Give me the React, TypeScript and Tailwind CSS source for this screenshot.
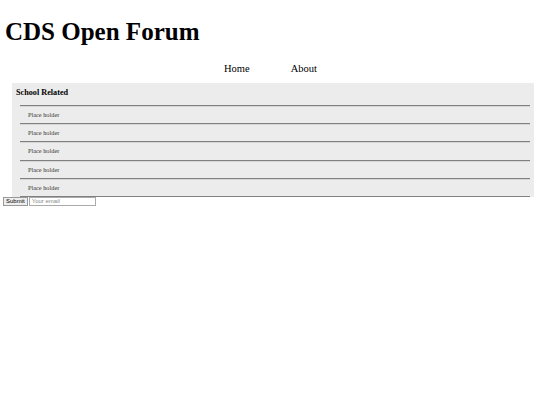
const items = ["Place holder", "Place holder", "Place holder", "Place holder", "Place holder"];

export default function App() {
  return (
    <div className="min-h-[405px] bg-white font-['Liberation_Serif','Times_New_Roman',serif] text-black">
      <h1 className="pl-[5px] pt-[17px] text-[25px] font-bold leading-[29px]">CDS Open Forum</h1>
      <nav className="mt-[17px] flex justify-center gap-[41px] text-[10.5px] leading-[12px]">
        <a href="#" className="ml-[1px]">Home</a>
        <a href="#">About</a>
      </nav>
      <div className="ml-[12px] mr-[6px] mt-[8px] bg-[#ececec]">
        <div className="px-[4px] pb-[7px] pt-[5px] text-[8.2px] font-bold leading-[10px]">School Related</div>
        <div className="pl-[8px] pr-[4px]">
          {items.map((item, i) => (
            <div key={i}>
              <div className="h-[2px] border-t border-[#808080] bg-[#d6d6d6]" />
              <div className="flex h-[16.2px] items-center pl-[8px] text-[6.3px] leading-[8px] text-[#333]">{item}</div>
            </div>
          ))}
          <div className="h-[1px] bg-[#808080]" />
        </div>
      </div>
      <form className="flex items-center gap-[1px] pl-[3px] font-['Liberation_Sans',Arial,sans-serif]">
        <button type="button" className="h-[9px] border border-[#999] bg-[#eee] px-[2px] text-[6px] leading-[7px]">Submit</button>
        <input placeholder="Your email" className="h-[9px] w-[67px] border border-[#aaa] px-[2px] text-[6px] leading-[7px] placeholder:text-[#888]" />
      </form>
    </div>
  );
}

---

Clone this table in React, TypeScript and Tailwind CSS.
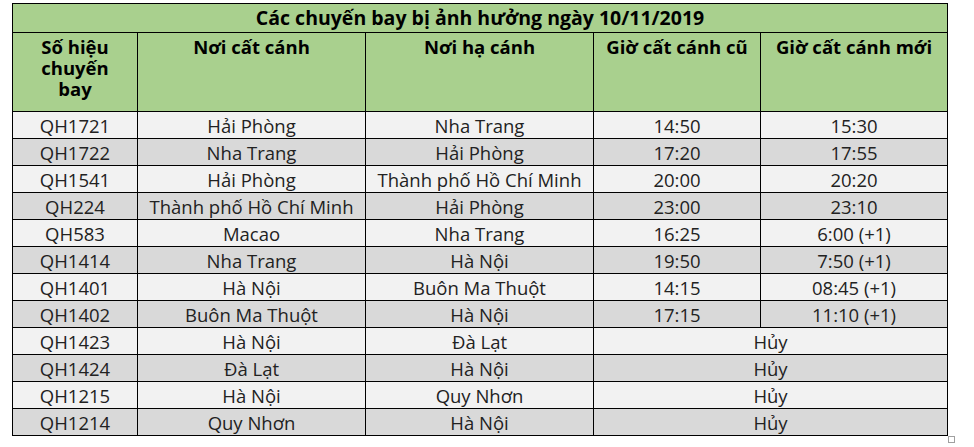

**PROBLEM STATEMENT:** Show the lines that mention the word "Tailwind".

**TASK SOLUTION:**
Give me the React, TypeScript and Tailwind CSS source for this screenshot.
Clone this table in React, TypeScript and Tailwind CSS.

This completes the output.